Research Computing Infrastructure open positions at Northwestern

Northwestern is hiring three full-time (hybrid) positions on our growing Research Computing Infrastructure (RCI) team:
HPC Lead Systems Engineer
HPC Senior Systems Engineer
HPC Systems Engineer

These RCI roles work closely with Research Computing Services to support researchers using Northwestern’s High-Performance Computing (HPC) infrastructure, a suite of resources that includes Quest, an HPC system with more than 50,000 cores, used by Northwestern researchers to make cutting-edge discoveries through computational research and data science.

I am the hiring manager for these RCI roles, so please feel free to contact me directly with any questions.

Our team members come from a spectrum of backgrounds, and we are committed to creating a diverse and inclusive work environment. We offer competitive pay and provide extensive opportunities for skills and career development. At Northwestern, we are proud to provide high-quality health care plans, retirement benefits, and significant tuition discounts.

More information about the RCI roles:

HPC Systems Engineer Lead
As Lead HPC Systems Engineer, you will actively support Northwestern’s HPC systems while leading the RCI team in best practices for developing, implementing, maintaining, and securing HPC cluster systems and solutions for computational research requirements, including AI/ML and data science. As a Lead member of the RCI team, you will work closely with your teammates and the Research Computing Services team to develop a long-term strategy for the evolving Northwestern research enterprise.
Specific Responsibilities:
• Leads implementation of best practices for HPC design, operations, automation, maintenance and security
• Leads developing technical skills of RCI team members including mentoring, instructing, directing, documenting, and coaching
• Leads troubleshooting and diagnostics
• Oversees the installation, maintenance, configuration, and integrity of Northwestern’s research infrastructure
• Develops strong working relationships with our stakeholders and partners, prioritizing excellent customer service
• Continually develops technical skills to meet the evolving needs of research computing, both through independent learning and attending conferences and workshops
• Owns relationships with partners who provide technical expertise for specific engagements, developing effective working relationships and overseeing their work
This role offers a hybrid work schedule and takes part in regular 24/7 on-call HPC support rotations.

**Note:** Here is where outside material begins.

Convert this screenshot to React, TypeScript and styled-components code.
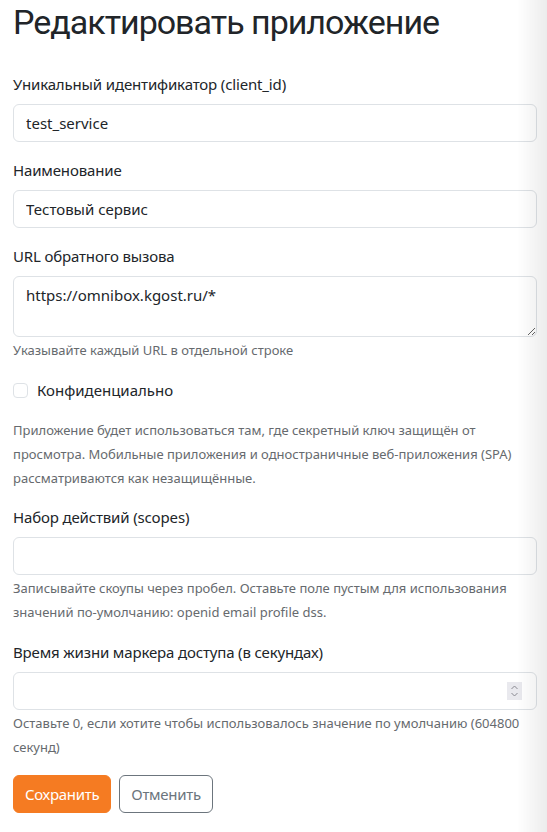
import styled, { createGlobalStyle } from 'styled-components';

const GlobalStyle = createGlobalStyle`
  html, body {
    margin: 0;
    padding: 0;
    background: #ffffff;
  }
  body {
    font-family: 'Noto Sans', 'Open Sans', sans-serif;
    color: #212529;
  }
  body::after {
    content: '';
    position: fixed;
    top: 0;
    right: 0;
    width: 30px;
    height: 100%;
    background: linear-gradient(to right, rgba(0, 0, 0, 0), rgba(0, 0, 0, 0.075));
    pointer-events: none;
  }
`;

const Page = styled.main`
  padding: 1px 10px 19px 13px;
  box-sizing: border-box;
  width: 547px;
`;

const Title = styled.h1`
  margin: 0 0 28px;
  font-family: Roboto, 'Noto Sans', sans-serif;
  font-size: 34px;
  font-weight: 400;
  letter-spacing: -1px;
  line-height: 43px;
  color: #212529;
`;

const Form = styled.form`
  display: flex;
  flex-direction: column;
`;

const Group = styled.div`
  display: flex;
  flex-direction: column;
  margin-bottom: 16px;
`;

const Label = styled.label`
  font-size: 15px;
  letter-spacing: -0.15px;
  line-height: 24px;
  margin-bottom: 8px;
  color: #212529;
`;

const fieldBase = `
  box-sizing: border-box;
  width: 100%;
  border: 1px solid #dee2e6;
  border-radius: 6px;
  background: #fff;
  font-family: 'Noto Sans', 'Open Sans', sans-serif;
  font-size: 15px;
  color: #212529;
  padding: 6px 12px;
  outline: none;
`;

const Input = styled.input`
  ${fieldBase}
  height: 38px;
  line-height: 24px;
  &::-webkit-inner-spin-button,
  &::-webkit-outer-spin-button {
    -webkit-appearance: none;
    margin: 0;
  }
`;

const TextArea = styled.textarea`
  ${fieldBase}
  height: 61px;
  line-height: 24px;
  resize: vertical;
  display: block;
`;

const Help = styled.div`
  font-size: 13px;
  line-height: 24px;
  color: #666a6e;
  margin-top: 1px;
`;

const CheckRow = styled.label`
  display: flex;
  align-items: center;
  gap: 9px;
  font-size: 15px;
  line-height: 24px;
  margin-bottom: 16px;
`;

const Check = styled.input`
  appearance: none;
  margin: 0;
  width: 15px;
  height: 15px;
  border: 1px solid #dee2e6;
  border-radius: 4px;
  background: #fff;
`;

const Note = styled.p`
  margin: 0 0 15px;
  font-size: 13px;
  line-height: 24px;
  color: #666a6e;
`;

const SpinWrap = styled.div`
  position: relative;
`;

const Spinner = styled.span`
  position: absolute;
  right: 15px;
  top: 10px;
  width: 15px;
  height: 18px;
  background: #e9e9ee;
  display: flex;
  align-items: center;
  justify-content: center;
`;

const Actions = styled.div`
  display: flex;
  gap: 8px;
`;

const Button = styled.button<{ $primary?: boolean }>`
  height: 38px;
  padding: 0 11px;
  border-radius: 6px;
  font-family: 'Noto Sans', 'Open Sans', sans-serif;
  font-size: 15px;
  letter-spacing: -0.3px;
  border: 1px solid ${({ $primary }) => ($primary ? '#f57b22' : '#6c757d')};
  background: ${({ $primary }) => ($primary ? '#f57b22' : '#fff')};
  color: ${({ $primary }) => ($primary ? '#fff' : '#6c757d')};
`;

export default function App() {
  return (
    <Page>
      <GlobalStyle />
      <Title>Редактировать приложение</Title>
      <Form onSubmit={(e) => e.preventDefault()}>
        <Group>
          <Label>Уникальный идентификатор (client_id)</Label>
          <Input defaultValue='test_service' />
        </Group>
        <Group>
          <Label>Наименование</Label>
          <Input defaultValue='Тестовый сервис' />
        </Group>
        <Group>
          <Label>URL обратного вызова</Label>
          <TextArea defaultValue='https://omnibox.kgost.ru/*' />
          <Help>Указывайте каждый URL в отдельной строке</Help>
        </Group>
        <CheckRow>
          <Check type='checkbox' />
          Конфиденциально
        </CheckRow>
        <Note>
          Приложение будет использоваться там, где секретный ключ защищён от
          просмотра. Мобильные приложения и одностраничные веб-приложения (SPA)
          рассматриваются как незащищённые.
        </Note>
        <Group>
          <Label>Набор действий (scopes)</Label>
          <Input />
          <Help>
            Записывайте скоупы через пробел. Оставьте поле пустым для
            использования значений по-умолчанию: openid email profile dss.
          </Help>
        </Group>
        <Group>
          <Label>Время жизни маркера доступа (в секундах)</Label>
          <SpinWrap>
            <Input type='number' />
            <Spinner>
              <svg width='9' height='14' viewBox='0 0 9 14' fill='none'>
                <path d='M1.5 5L4.5 2L7.5 5' stroke='#8a8a92' strokeWidth='1' />
                <path d='M1.5 9L4.5 12L7.5 9' stroke='#8a8a92' strokeWidth='1' />
              </svg>
            </Spinner>
          </SpinWrap>
          <Help>
            Оставьте 0, если хотите чтобы использовалось значение по умолчанию
            (604800 секунд)
          </Help>
        </Group>
        <Actions>
          <Button $primary type='submit'>Сохранить</Button>
          <Button type='button'>Отменить</Button>
        </Actions>
      </Form>
    </Page>
  );
}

HPC Senior Systems Engineer
As a Senior System Engineer, you will be member of a team responsible for managing the university’s high performance computing infrastructure and related platforms. In this role you will also participate in an on-call rotation, system architecture discussions, respond to customer requirements and inquiries using the university’s IT services management platform. You will also collaborate and partner with Internal teams including the Research Computing Services team as well as external research focused groups. Collaboration with partners and internal team members is essential to ensuring service delivery to the community meets expectations. The role reports to the manager of RCI team.
Specific Responsibilities:
• Collaborates in the planning, development, and coordination of systems related operations and projects for current and future High Performance Computing Infrastructure related initiatives within our group.
• Provides systems recommendations regarding High Performance Computing Infrastructure, operations, automation, and self-service enablement within Platform Services.
• Constructively participates in collaborative opportunities in support of systems improvements with internal and external organizations.
• Reviews current systems configurations and recommends enhancements.
• Facilitates coordination and a thorough understanding of systems requirements, attends project meetings, creates own meeting notes, creates appropriate ticketing, etc.
• Suggests systems and architecture guidance for IT operations and the broader Northwestern community (as needed) for research services delivered by our team, in alignment with NUIT policies and procedures.
• Maintain a secure access standard to High Performance Computing Infrastructure platforms.
This role offers a hybrid work schedule and takes part in regular 24/7 on-call HPC support rotations.

HPC Systems Engineer
As RCI’s HPC Systems Engineer, you will actively support HPC cluster systems and solutions for computational research requirements, including AI/ML and data science. As the successful candidate, you will bring a growth mindset to the HPC Systems Engineer role and will work closely with your teammates and the Research Computing Services team to provide excellent service and develop strategies for the evolving Northwestern research enterprise.
Specific Responsibilities:
• Implements best practices for HPC configuration, administration, maintenance and operations
• Performs and supports HPC system installation, management, monitoring, performance tuning, diagnostics and troubleshooting, and hardware support as needed
• Works closely with Research Computing Services to facilitate effective HPC support and provide excellent customer service
• Continually develops technical skills to meet the evolving needs of research computing, both through independent learning and attending conferences and workshops, then shares those skills with the team
• Develops strong working relationships with RCI’s stakeholders and partners
This role offers a hybrid work schedule and takes part in regular 24/7 on-call HPC support rotations.

Please feel free to pass these job opportunities on to anyone who might be interested. Thanks!